The vision that persisted
“Twenty-five years ago, while actively engaged in boat building and repair, I started the Westlawn Yacht Design program. Life and a young family conspired to prevent my completion of the program but the idea of marrying an air-cooled vee twin to a small boat to create a ‘water cruiser’ stuck with me.
“Some of my earliest sketches were pretty clunky. Cylinders projecting out of a jet ski body like an aquatic Frankenstein’s monster. Over time, my thinking evolved to a long, lower, more elegant hull with inboard power and an outboard mounted rudder, grander and like the old race boats.
“After years of sketching, I decided that a CAD package was needed to move forward. I purchased Solidworks® 2010 and set out to learn surface modelling before taking on all the custom mechanical components required in this design.
“Along the way a friend suggested extending the bob tail stern.

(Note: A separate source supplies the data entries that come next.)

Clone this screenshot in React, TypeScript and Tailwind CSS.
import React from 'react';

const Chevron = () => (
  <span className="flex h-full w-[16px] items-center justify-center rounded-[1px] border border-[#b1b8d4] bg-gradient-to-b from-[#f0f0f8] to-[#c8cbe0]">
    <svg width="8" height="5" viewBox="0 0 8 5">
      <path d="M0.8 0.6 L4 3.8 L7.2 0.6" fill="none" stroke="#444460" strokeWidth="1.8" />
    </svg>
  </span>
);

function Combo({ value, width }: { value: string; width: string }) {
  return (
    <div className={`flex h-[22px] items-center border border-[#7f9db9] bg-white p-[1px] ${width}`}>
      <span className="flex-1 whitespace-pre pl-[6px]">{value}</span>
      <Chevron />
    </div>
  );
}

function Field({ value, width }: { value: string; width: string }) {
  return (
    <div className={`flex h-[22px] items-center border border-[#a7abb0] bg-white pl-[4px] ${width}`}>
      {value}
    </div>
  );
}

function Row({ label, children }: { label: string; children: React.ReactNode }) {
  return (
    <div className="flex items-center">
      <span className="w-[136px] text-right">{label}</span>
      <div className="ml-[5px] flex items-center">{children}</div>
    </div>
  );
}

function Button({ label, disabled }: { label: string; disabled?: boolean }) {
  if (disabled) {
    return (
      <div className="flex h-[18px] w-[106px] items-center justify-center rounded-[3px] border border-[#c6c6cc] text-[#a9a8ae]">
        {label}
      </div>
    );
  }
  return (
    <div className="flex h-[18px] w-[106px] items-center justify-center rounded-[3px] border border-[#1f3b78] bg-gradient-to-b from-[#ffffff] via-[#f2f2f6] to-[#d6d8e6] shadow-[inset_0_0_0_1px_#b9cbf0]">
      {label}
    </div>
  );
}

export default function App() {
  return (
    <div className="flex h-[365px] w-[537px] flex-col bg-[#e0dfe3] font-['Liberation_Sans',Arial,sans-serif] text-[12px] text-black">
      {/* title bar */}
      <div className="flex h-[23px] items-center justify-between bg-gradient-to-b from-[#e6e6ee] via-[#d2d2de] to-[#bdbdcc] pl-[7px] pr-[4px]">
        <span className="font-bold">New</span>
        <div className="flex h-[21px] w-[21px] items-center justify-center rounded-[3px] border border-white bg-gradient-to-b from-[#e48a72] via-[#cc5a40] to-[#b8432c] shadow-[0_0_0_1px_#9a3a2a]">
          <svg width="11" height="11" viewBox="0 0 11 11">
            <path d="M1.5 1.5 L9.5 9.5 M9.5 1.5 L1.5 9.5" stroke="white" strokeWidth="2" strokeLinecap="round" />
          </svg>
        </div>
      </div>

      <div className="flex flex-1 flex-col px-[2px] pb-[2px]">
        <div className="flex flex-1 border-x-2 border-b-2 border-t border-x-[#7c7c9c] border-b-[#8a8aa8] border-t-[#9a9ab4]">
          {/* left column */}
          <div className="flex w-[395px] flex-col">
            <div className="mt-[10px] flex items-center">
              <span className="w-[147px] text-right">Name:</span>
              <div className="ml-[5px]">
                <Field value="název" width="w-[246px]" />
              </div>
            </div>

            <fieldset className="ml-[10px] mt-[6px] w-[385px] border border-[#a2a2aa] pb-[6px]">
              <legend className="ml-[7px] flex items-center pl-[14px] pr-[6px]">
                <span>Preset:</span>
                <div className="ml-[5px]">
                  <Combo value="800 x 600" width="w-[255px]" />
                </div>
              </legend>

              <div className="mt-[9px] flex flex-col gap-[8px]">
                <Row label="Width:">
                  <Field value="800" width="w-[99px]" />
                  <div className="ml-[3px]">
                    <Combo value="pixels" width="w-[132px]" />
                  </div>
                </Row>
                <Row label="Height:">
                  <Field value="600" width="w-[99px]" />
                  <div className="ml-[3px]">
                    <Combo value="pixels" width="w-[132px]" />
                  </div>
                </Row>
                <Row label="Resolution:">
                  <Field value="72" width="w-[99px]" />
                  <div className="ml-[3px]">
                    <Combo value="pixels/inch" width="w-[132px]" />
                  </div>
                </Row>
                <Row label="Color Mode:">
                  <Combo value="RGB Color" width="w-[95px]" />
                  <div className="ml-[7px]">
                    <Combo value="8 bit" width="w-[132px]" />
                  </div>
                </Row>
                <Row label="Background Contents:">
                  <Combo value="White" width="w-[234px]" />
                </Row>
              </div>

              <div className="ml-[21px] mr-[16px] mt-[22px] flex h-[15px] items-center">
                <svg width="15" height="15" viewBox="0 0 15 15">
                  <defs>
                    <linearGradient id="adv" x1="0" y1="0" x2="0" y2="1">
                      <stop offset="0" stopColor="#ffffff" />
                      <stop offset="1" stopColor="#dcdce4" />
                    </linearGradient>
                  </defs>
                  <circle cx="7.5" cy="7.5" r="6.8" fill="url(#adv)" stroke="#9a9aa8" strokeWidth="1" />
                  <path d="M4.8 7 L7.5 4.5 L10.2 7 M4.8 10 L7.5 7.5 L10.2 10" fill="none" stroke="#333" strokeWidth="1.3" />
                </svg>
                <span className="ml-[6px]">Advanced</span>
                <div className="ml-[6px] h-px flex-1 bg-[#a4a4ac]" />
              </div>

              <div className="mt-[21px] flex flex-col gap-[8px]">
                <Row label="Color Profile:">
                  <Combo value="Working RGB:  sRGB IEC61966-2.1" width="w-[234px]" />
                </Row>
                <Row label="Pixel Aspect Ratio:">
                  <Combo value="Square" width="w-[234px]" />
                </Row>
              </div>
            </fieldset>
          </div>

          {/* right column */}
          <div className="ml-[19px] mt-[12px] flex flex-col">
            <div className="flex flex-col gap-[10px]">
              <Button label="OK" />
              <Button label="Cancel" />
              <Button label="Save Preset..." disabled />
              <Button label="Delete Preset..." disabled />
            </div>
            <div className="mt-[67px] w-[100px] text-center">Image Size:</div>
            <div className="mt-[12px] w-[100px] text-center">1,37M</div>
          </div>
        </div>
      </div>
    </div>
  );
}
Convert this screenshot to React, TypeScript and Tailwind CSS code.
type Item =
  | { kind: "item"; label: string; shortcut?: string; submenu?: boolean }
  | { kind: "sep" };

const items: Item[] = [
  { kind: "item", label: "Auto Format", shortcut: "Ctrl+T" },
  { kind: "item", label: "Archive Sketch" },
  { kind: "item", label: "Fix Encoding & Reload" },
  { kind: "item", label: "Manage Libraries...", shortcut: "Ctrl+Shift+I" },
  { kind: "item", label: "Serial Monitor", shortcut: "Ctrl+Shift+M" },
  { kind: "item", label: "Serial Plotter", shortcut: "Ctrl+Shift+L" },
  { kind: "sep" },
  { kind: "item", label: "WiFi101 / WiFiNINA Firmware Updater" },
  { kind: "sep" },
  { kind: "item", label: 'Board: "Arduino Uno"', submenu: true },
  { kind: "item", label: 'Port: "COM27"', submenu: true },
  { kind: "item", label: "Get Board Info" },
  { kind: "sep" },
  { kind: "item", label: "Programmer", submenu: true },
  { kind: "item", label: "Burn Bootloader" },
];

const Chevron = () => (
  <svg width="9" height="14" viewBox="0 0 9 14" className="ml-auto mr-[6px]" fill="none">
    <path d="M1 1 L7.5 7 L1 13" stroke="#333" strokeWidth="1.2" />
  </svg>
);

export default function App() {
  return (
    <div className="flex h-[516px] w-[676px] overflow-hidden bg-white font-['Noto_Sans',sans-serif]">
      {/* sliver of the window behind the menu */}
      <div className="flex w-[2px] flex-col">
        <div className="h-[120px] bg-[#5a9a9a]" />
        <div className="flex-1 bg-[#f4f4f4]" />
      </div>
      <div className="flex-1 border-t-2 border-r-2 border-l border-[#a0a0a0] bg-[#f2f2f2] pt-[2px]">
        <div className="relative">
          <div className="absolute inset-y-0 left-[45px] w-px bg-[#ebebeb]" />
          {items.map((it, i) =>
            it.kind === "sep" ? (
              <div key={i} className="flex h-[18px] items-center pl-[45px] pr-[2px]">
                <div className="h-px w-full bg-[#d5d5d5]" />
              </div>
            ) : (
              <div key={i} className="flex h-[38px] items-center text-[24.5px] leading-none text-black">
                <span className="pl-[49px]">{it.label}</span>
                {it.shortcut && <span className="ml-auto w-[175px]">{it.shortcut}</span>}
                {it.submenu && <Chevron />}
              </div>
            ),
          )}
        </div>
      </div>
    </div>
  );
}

Drawing on an encounter 30 years ago with the gorgeous commuter yacht “Aphrodite“, I added a tapering, rounded transom that was absolutely captivating. I distinctly remember the “Oh, sh*t” that accompanied that sketch because I knew how hard that transom would be to build.

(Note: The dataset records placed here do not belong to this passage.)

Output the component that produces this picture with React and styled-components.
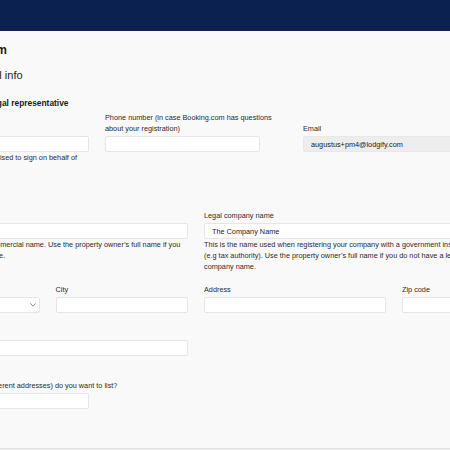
import React from "react";
import styled, { createGlobalStyle } from "styled-components";

const Global = createGlobalStyle`
  html, body { margin: 0; padding: 0; overflow: hidden; background: #f9f9f9; }
  body { font-family: "Liberation Sans", Arial, sans-serif; color: #222; }
  * { box-sizing: border-box; }
`;

const Shell = styled.div`
  height: 480px;
  display: flex;
  flex-direction: column;
`;

const TopBar = styled.header`
  height: 31px;
  flex: none;
  background: #0b2150;
  border-bottom: 1px solid #1a1f58;
`;

const Main = styled.main`
  flex: 1;
  overflow: hidden;
  margin-left: -93px;
  padding-top: 12px;
  width: 700px;
`;

const Title = styled.h1`
  margin: 0;
  font-size: 12px;
  line-height: 14px;
  font-weight: 700;
  color: #1b1b1b;
  white-space: nowrap;
`;

const Subtitle = styled.h2`
  margin: 11px 0 0;
  font-size: 11px;
  line-height: 14px;
  font-weight: 400;
  color: #222;
  white-space: nowrap;
`;

const Section = styled.section`
  margin-top: ${(p) => p.$top}px;
`;

const SectionTitle = styled.h3`
  margin: 0 0 3px;
  font-size: 8.4px;
  line-height: 11px;
  font-weight: 700;
  color: #1b1b1b;
  white-space: nowrap;
`;

const Row = styled.div`
  width: 578px;
  display: grid;
  grid-template-columns: repeat(12, 1fr);
  column-gap: 16px;
  align-items: start;
  margin-top: ${(p) => p.$top || 0}px;
`;

const Field = styled.div`
  grid-column: span ${(p) => p.$span};
  display: flex;
  flex-direction: column;
  min-width: 0;
`;

const Label = styled.label`
  min-height: ${(p) => (p.$lines || 1) * 11}px;
  display: flex;
  align-items: flex-end;
  font-size: 7.3px;
  line-height: 11px;
  color: #2b2b2b;
  margin-bottom: 2.5px;
  white-space: ${(p) => (p.$nowrap ? "nowrap" : "normal")};
`;

const Input = styled.input`
  display: block;
  width: ${(p) => (p.$width ? `${p.$width}px` : "100%")};
  height: 16px;
  margin: 0;
  padding: 0 7px;
  border: 1px solid ${(p) => (p.$disabled ? "#e8e8e8" : "#e6e6e6")};
  border-radius: 2px;
  background: ${(p) => (p.$disabled ? "#ededed" : "#ffffff")};
  font-family: "Liberation Sans", Arial, sans-serif;
  font-size: 7.3px;
  color: #222;
  outline: none;
`;

const SelectBox = styled.div`
  height: 16px;
  border: 1px solid #e6e6e6;
  border-radius: 2px;
  background: #fff;
  display: flex;
  align-items: center;
  justify-content: flex-end;
  padding-right: 3px;
`;

const Help = styled.p`
  margin: 0;
  font-size: 7.3px;
  line-height: 11px;
  color: #2b2b2b;
`;

const Footer = styled.footer`
  height: 32px;
  flex: none;
  background: #efefef;
  border-top: 1px solid #e4e4e4;
`;

const Chevron = () => (
  <svg width="6" height="4" viewBox="0 0 6 4" fill="none">
    <path d="M0.6 0.7 L3 3.1 L5.4 0.7" stroke="#6b6b6b" strokeWidth="0.8" strokeLinecap="round" strokeLinejoin="round" />
  </svg>
);

export default function App() {
  return (
    <>
      <Global />
      <Shell>
        <TopBar />
        <Main>
          <Title>Registration form</Title>
          <Subtitle>Company and legal info</Subtitle>

          <Section $top={15.5}>
            <SectionTitle>Contact detail of the legal representative</SectionTitle>
            <Row>
              <Field $span={4}>
                <Label $lines={2}>Legal representative’s name</Label>
                <Input readOnly value="" />
                <Help>This person has to be authorised to sign on behalf of property owners.</Help>
              </Field>
              <Field $span={4}>
                <Label $lines={2}>Phone number (in case Booking.com has questions about your registration)</Label>
                <Input readOnly value="" $width={155} />
              </Field>
              <Field $span={4}>
                <Label $lines={2}>Email</Label>
                <Input readOnly value="augustus+pm4@lodgify.com" $disabled />
              </Field>
            </Row>
          </Section>

          <Section $top={21.5}>
            <SectionTitle>Company details</SectionTitle>
            <Row>
              <Field $span={6}>
                <Label>Property name</Label>
                <Input readOnly value="" />
                <Help>
                  This is your apartment’s commercial name. Use the property owner’s full name if you
                  <br />
                  do not have a company name.
                </Help>
              </Field>
              <Field $span={6}>
                <Label>Legal company name</Label>
                <Input readOnly value="The Company Name" />
                <Help>
                  This is the name used when registering your company with a government institution (e.g tax authority). Use the property owner’s full name if you do not have a legal company name.
                </Help>
              </Field>
            </Row>
            <Row $top={11.5}>
              <Field $span={3}>
                <Label>Country</Label>
                <SelectBox>
                  <Chevron />
                </SelectBox>
              </Field>
              <Field $span={3}>
                <Label>City</Label>
                <Input readOnly value="" />
              </Field>
              <Field $span={4}>
                <Label>Address</Label>
                <Input readOnly value="" />
              </Field>
              <Field $span={2}>
                <Label>Zip code</Label>
                <Input readOnly value="" />
              </Field>
            </Row>
            <Row $top={13.5}>
              <Field $span={6}>
                <Label>Registration number</Label>
                <Input readOnly value="" />
              </Field>
            </Row>
            <Row $top={23.5}>
              <Field $span={4}>
                <Label $nowrap>How many properties (at different addresses) do you want to list?</Label>
                <Input readOnly value="" />
              </Field>
            </Row>
          </Section>
        </Main>
        <Footer />
      </Shell>
    </>
  );
}
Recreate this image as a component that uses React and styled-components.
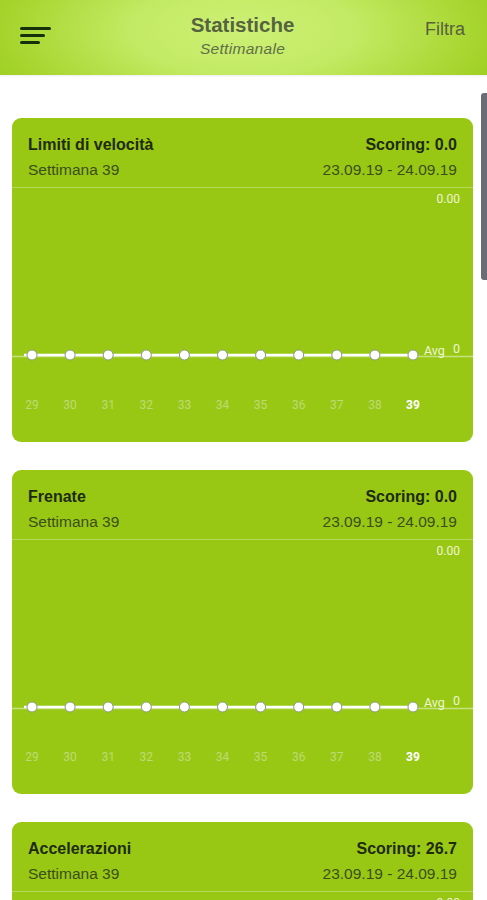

“In December 2016 I decided to finally pursue my dream and make my vision a reality. I recall the day I started construction of the prototype. I drove home with a load of marine plywood in the truck and by the town commons where supporters and opponents of the new President picketed on inauguration day.”
From the CAD model, it took over a year to build the gorgeous hull from wood. Revisions and adjustments were made along the way as the build progressed. Finally, the boat is complete, and we are literally underway.
The King Hell name
I discovered Fear and Loathing in Las Vegas in college. In his twisted, Gonzo, way Thompson challenges our view of reality, highlighting the strange contradictions and hypocrisies in everyday life and society and showing that the weird and bizarre lurks all around just below the surface. Building something unique forces you to let go of certain normal conventions. In naming this undertaking I liked the sense “king-hell” conveys of tremendous and terrible, ultimate and unsurpassed. The quote below resonates in its recognition that many of us mask some inner rebel or nonconformist and its invitation to embrace that and let our freak flag fly.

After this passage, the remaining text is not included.